I just pick phone up, saying 'sprechen sie Deutsch...sprechen sie Deutsch?....(and the equivalent in German of 'something-off' ) and they put the phone down. Just makes me happy, sad old life isn't it lol.
I like to play along sound really interested then when its time for the payment I say " oh just a minute I forgot to ask this is for an Apple computer isn't t it because you said Microsoft, but I presumed as you knew I had a problem with my computer then you would have known this" they don't then seem to be amused and put the phone down on me. No sense of humour haha
I'm not sure the telephone preference service filters out all calls as I get three or four a day - computer/accident etc and I belong to the tps. One (English!) Caller told me you have to register annually, which turned out not to be true. The very next day, I got a call from a very nice lady offering to register for their service at only £1.80 a month - coincidence or what?

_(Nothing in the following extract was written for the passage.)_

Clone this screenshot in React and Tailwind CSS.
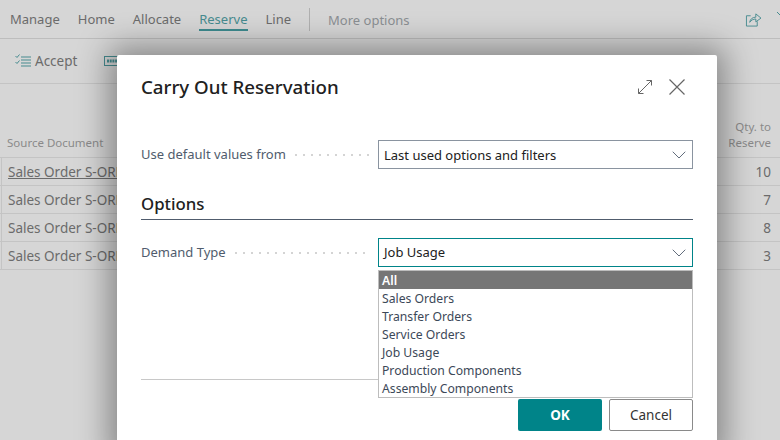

Me too. I've been registered with TPS for years but still get them. The latest batch have been about hearing loss as 'their records show I used to work in industry'. I used to work with the deaf so I was really tempted to blind them with science or try the old 'Eh? Can you speak up'. They must have caught me on a good day because I just said 'No, thank you' and put the phone down. And I can't repeat what I'd like to do to the pre-recorded message about government funded boilers.